Dividend income in the firing line!

Firstly, thanks to those eagle-eyed readers who have pointed out that the deposit limit for banks and building societies has recently changed (again!).  Unfortunately, this happened between writing the  last financial article, the checking procedure and going to print.  So I can confirm that from the 30th January 2017, the new deposit limit is £85,000 – apparently the new limit will protect about 98% of the UK public so people have reassurance about their money in banks, building societies and credit unions.

For those who are interested, you can research the compensation limits for a range of products, including investments, insurance, mortgages and general insurance on the Financial Services Compensation Scheme website  (www.fscs.org.uk).

The most pertinent news over the last few weeks has, of course, to do with the Budget and of most interest was probably the fiasco on class 4 National Insurance Contributions for the self-employed on which the Chancellor has suffered rather an embarrassing reversal (for now anyway) and also the reduction of the tax-free dividend allowance from £5,000 to £2,000 with effect from the 2018-19 tax year.  Unfortunately, the new allowance looks as though it may impact on some retired individuals who may rely heavily on dividend income as an integral part of their retirement income.  The Chancellor was, I believe, probably targeting small business owners who have been taking “salary” in the form of dividends and thus avoiding some National Insurance Contributions and some tax.  The answer, of course, for the retired investor is to make sure that you use your annual ISA allowance.  For some years, it was  widely mooted that, for a basic rate taxpayer, ISAs might not have  been  cost effective, however, with these tax rule changes on the horizon, the use of your annual ISA allowance looks more important than ever.  You do need to take care when moving capital  from investment funds (OEICs and unit trust) that you don’t rack-up a Capital Gains Tax (CGT) bill in the process – at the moment your CGT allowance (for 2016-17) for gains is only £11,100 (this hasn’t moved up very much over the years) whilst your new ISA allowance from next year will be £20,000.  ISA holdings are tax-efficient in a number of ways but not being subject to CGT means that you have more flexibility in your investment strategy and therefore making changes  to your ISA holdings (especially on a platform) might  not have costs or tax implications for you.  Most importantly,  I often find that many investors completely forget that income from ISAs is not reportable for tax purposes and therefore ISAs are highly efficient as income-producing investments.  With flexible income now available from pensions, it is important to consider the various tax advantages of different tax wrappers and how you could arrange for them to interact to provide the most  tax effective income outcome in retirement.
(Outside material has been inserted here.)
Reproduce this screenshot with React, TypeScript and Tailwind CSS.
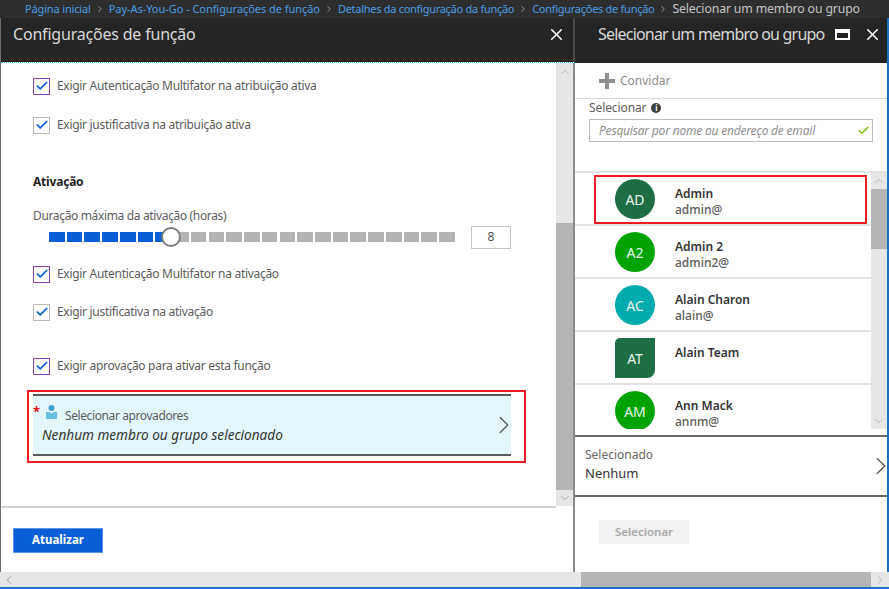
import { Check, ChevronDown, ChevronLeft, ChevronRight, ChevronUp, X } from "lucide-react";

const FONT = "font-['Noto_Sans','Open_Sans',sans-serif]";

const PEOPLE = [
  { initials: "AD", name: "Admin", mail: "admin@", color: "bg-[#1e6e45]", square: false },
  { initials: "A2", name: "Admin 2", mail: "admin2@", color: "bg-[#00a300]", square: false },
  { initials: "AC", name: "Alain Charon", mail: "alain@", color: "bg-[#00abad]", square: false },
  { initials: "AT", name: "Alain Team", mail: "", color: "bg-[#1e6e45]", square: true },
  { initials: "AM", name: "Ann Mack", mail: "annm@", color: "bg-[#00a300]", square: false },
];

const CRUMBS = [
  { label: "Página inicial", spacing: "tracking-[-0.15px]" },
  { label: "Pay-As-You-Go - Configurações de função", spacing: "tracking-[-0.05px]" },
  { label: "Detalhes da configuração da função", spacing: "tracking-[-0.28px]" },
  { label: "Configurações de função", spacing: "tracking-[-0.28px]" },
];

function CheckRow({ label, focused, className }: { label: string; focused?: boolean; className: string }) {
  return (
    <div className={`flex items-center gap-[7px] ${className}`}>
      <div
        className={`flex h-[17px] w-[17px] items-center justify-center border bg-white ${
          focused ? "border-[#8b45ab]" : "border-[#b9b9b9]"
        }`}
      >
        <Check size={14} strokeWidth={3} className="text-[#0a5fd8]" />
      </div>
      <span className="text-[12px] tracking-[-0.3px] text-[#5c5c5c]">{label}</span>
    </div>
  );
}

function Slider() {
  const segments = Array.from({ length: 23 }, (_, i) => i);
  return (
    <div className="relative ml-4 mt-[1px] flex h-[22px] items-center gap-4">
      <div className="relative flex w-[406px] items-center justify-between">
        {segments.map((i) => (
          <div key={i} className={`h-[10px] w-[15.6px] ${i < 7 ? "bg-[#0a5fd8]" : "bg-[#b4b4b4]"}`} />
        ))}
        <div className="absolute left-[112px] top-[-5px] h-[20px] w-[20px] rounded-full border-2 border-[#7d7d7d] bg-white" />
      </div>
      <div className="flex h-[23px] w-[40px] items-center justify-center border border-[#c4c4c4] text-[12px] text-[#505050]">
        8
      </div>
    </div>
  );
}

function LeftPanel() {
  return (
    <div className="flex w-[575px] flex-col border-l border-l-[#6f6f6f]">
      <div className="flex h-[45px] border-b border-dotted border-b-[#19c3e6]">
        <div className="flex flex-1 items-start justify-between border-r-2 border-r-[#4a4a4a] bg-[#252525] pr-[6px] pl-[12px] pt-[4px]">
          <span className="text-[16px] tracking-[-0.2px] text-[#d8d8d8]">Configurações de função</span>
          <X size={19} strokeWidth={2} className="mr-[1px] mt-[3px] text-white" />
        </div>
      </div>
      <div className="flex flex-1 border-r-2 border-r-[#8a8a8a]">
        <div className="flex min-w-0 flex-1 flex-col">
          <div className="relative flex-1 pl-[32px]">
            <CheckRow label="Exigir Autenticação Multifator na atribuição ativa" focused className="mt-[14px]" />
            <CheckRow label="Exigir justificativa na atribuição ativa" className="mt-[21px]" />
            <div className="mt-[39px] text-[12px] font-bold tracking-[-0.2px] text-[#222]">Ativação</div>
            <div className="mt-[16px] text-[12px] tracking-[-0.35px] text-[#5c5c5c]">
              Duração máxima da ativação (horas)
            </div>
            <Slider />
            <CheckRow label="Exigir Autenticação Multifator na ativação" focused className="mt-[17px]" />
            <CheckRow label="Exigir justificativa na ativação" className="mt-[20px]" />
            <CheckRow label="Exigir aprovação para ativar esta função" focused className="mt-[36px]" />
            <div className="relative mt-[19px] flex h-[62px] w-[478px] items-center justify-between border-y-2 border-y-[#5a5a5a] bg-[#e3f6fc]">
              <div className="pb-[2px] pl-[9px]">
                <div className="flex items-end gap-[8px] pl-[4px]">
                  <svg width="11" height="14" viewBox="0 0 11 14" className="mb-[6px]">
                    <circle cx="5.5" cy="3" r="3" fill="#3f9fd3" />
                    <path d="M0 7h3.5l2 1.5 2-1.5H11v7H0z" fill="#6cbfe4" />
                  </svg>
                  <span className="text-[12px] leading-[18px] tracking-[-0.4px] text-[#5c5c5c]">
                    Selecionar aprovadores
                  </span>
                </div>
                <div className="mt-[1px] text-[13.6px] italic leading-[18px] text-[#333]">
                  Nenhum membro ou grupo selecionado
                </div>
              </div>
              <ChevronRight size={30} strokeWidth={1} className="mr-[-8px] text-[#555]" />
              <span className="absolute left-0 top-[8px] text-[13px] font-bold leading-[14px] text-[#e81123]">*</span>
            </div>
            <div className="pointer-events-none absolute left-[26px] top-[327px] h-[73px] w-[499px] border-2 border-[#ed1c24]" />
          </div>
          <div className="flex h-[66px] items-center border-t-2 border-t-[#d2d2d2] pl-[12px]">
            <button
              type="button"
              className="h-[25px] w-[90px] border border-[#5b93e6] bg-[#0a5fd8] text-[11.5px] font-bold text-white"
            >
              Atualizar
            </button>
          </div>
        </div>
        <div className="mb-[66px] flex w-[17px] flex-col bg-[#e6e6e6]">
          <div className="flex h-[18px] items-center justify-center">
            <ChevronUp size={14} strokeWidth={1} className="text-[#9a9a9a]" />
          </div>
          <div className="mt-[142px] flex-1 bg-[#b5b5b5]" />
          <div className="flex h-[16px] items-center justify-center">
            <ChevronDown size={14} strokeWidth={1.2} className="text-[#8a8a8a]" />
          </div>
        </div>
      </div>
    </div>
  );
}

function PersonRow({ initials, name, mail, color, square }: (typeof PEOPLE)[number]) {
  return (
    <div className="flex h-[53px] shrink-0 items-start border-b-2 border-b-[#e2e2e2] pl-[40px] pt-[6px]">
      <div
        className={`flex h-[40px] w-[40px] items-center justify-center text-[14px] text-[#e8f5ee] ${color} ${
          square ? "rounded-tl-[5px] rounded-br-[8px]" : "rounded-full"
        }`}
      >
        {initials}
      </div>
      <div className="ml-[20px] mt-[7px]">
        <div className="text-[12px] font-semibold leading-[16px] text-[#333]">{name}</div>
        <div className="mt-[2px] text-[12px] font-medium leading-[12px] text-[#5c5c5c]">{mail}</div>
      </div>
    </div>
  );
}

function RightPanel() {
  return (
    <div className="flex min-w-0 flex-1 flex-col border-r-2 border-r-[#1f6fc4]">
      <div className="flex h-[45px] items-start justify-between border-b border-b-[#252525] bg-[#252525] pl-[23px] pr-[5px] pt-[4px]">
        <span className="whitespace-nowrap text-[16px] tracking-[-0.8px] text-[#d8d8d8]">
          Selecionar um membro ou grupo
        </span>
        <div className="flex items-center gap-[13px] pt-[3px]">
          <div className="h-[11px] w-[15px] border-2 border-t-[4px] border-white" />
          <X size={19} strokeWidth={2} className="text-white" />
        </div>
      </div>
      <div className="flex h-[36px] items-center gap-[5px] border-b border-b-[#d8d8d8] pl-[24px]">
        <svg width="16" height="16" viewBox="0 0 16 16">
          <path d="M6 0h4v6h6v4h-6v6H6v-6H0V6h6z" fill="#8f8f8f" />
        </svg>
        <span className="text-[12px] text-[#8a8a8a]">Convidar</span>
      </div>
      <div className="flex h-[74px] flex-col border-b-2 border-b-[#e2e2e2] pl-[14px]">
        <div className="mt-[-1px] flex h-[19px] items-center gap-[5px] text-[12px] tracking-[-0.1px] text-[#5c5c5c]">
          Selecionar
          <span className="flex h-[10px] w-[10px] items-center justify-center rounded-full bg-[#3d3d3d] text-[8px] font-bold text-white">
            i
          </span>
        </div>
        <div className="mt-[2px] flex h-[23px] w-[284px] items-center justify-between border border-[#bdbdbd] pl-[9px] pr-[2px]">
          <span className="text-[12px] italic tracking-[-0.2px] text-[#8f8f8f]">
            Pesquisar por nome ou endereço de email
          </span>
          <Check size={13} strokeWidth={2.5} className="text-[#7fba00]" />
        </div>
      </div>
      <div className="relative flex h-[264px] border-b-2 border-b-[#6a6a6a]">
        <div className="h-[256px] min-w-0 flex-1 overflow-hidden bg-white">
          {PEOPLE.map((person) => (
            <PersonRow key={person.initials} {...person} />
          ))}
        </div>
        <div className="flex h-[256px] w-[16px] flex-col bg-[#e6e6e6]">
          <div className="flex h-[16px] items-center justify-center">
            <ChevronUp size={14} strokeWidth={1} className="text-[#9a9a9a]" />
          </div>
          <div className="h-[60px] bg-[#b5b5b5]" />
          <div className="flex-1" />
          <div className="flex h-[16px] items-center justify-center">
            <ChevronDown size={14} strokeWidth={1} className="text-[#9a9a9a]" />
          </div>
        </div>
        <div className="pointer-events-none absolute left-[19px] top-[2px] h-[49px] w-[273px] border-2 border-[#ed1c24]" />
      </div>
      <div className="flex h-[60px] items-center justify-between border-b-2 border-b-[#6a6a6a]">
        <div className="pb-[4px] pl-[10px]">
          <div className="text-[12px] leading-[18px] text-[#666]">Selecionado</div>
          <div className="text-[13px] leading-[19px] text-[#333]">Nenhum</div>
        </div>
        <ChevronRight size={30} strokeWidth={1} className="mr-[-9px] text-[#555]" />
      </div>
      <div className="pl-[24px] pt-[21px]">
        <button type="button" className="h-[24px] w-[90px] bg-[#f1f1f1] text-[11.5px] font-semibold text-[#a9a9a9]">
          Selecionar
        </button>
      </div>
    </div>
  );
}

export default function App() {
  return (
    <div className={`flex h-[589px] w-[889px] flex-col overflow-hidden bg-white ${FONT}`}>
      <div className="flex h-[18px] shrink-0 items-center bg-[#2e2e2e] pl-[25px] text-[11px]">
        {CRUMBS.map((crumb) => (
          <span key={crumb.label} className="flex items-center">
            <span className={`text-[#4a9be0] ${crumb.spacing}`}>{crumb.label}</span>
            <ChevronRight size={10} strokeWidth={1.5} className="mx-[4px] text-[#c8c8c8]" />
          </span>
        ))}
        <span className="text-[12.3px] tracking-[-0.15px] text-[#c4c4c4]">Selecionar um membro ou grupo</span>
      </div>
      <div className="flex flex-1">
        <LeftPanel />
        <RightPanel />
      </div>
      <div className="flex h-[15px] shrink-0 bg-[#e6e6e6]">
        <div className="flex w-[17px] items-center justify-center">
          <ChevronLeft size={14} strokeWidth={1.2} className="text-[#8a8a8a]" />
        </div>
        <div className="ml-[564px] w-[290px] bg-[#b5b5b5]" />
        <div className="flex flex-1 items-center justify-center">
          <ChevronRight size={14} strokeWidth={1} className="text-[#9a9a9a]" />
        </div>
      </div>
      <div className="h-[2px] shrink-0 bg-[#1f6fc4]" />
    </div>
  );
}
Also don’t forget from the new tax year (2017-18), the new Residence Nil Rate Band will come into force which will mean an additional £100,000 for individuals who are leaving their family home directly to children or grandchildren.  This is a welcome development  for those faced with IHT  and can be used along with a number of other planning opportunities.  The amount of tax taken by the Capital Taxes Office in relation to Inheritance Tax has climbed steadily over past years with receipts in the 2015/16 tax year rising to £4.6 billion from the  40,000 estates that have been affected*.  IHT, often known as the voluntary tax, can be successfully mitigated by careful tax planning.

Helen Mulvaney

* Statistics from HMRC receipts data.
The article is for information only, it is recommended that you seek independent advice before taking any action.   Please note that levels of tax  are subject to change.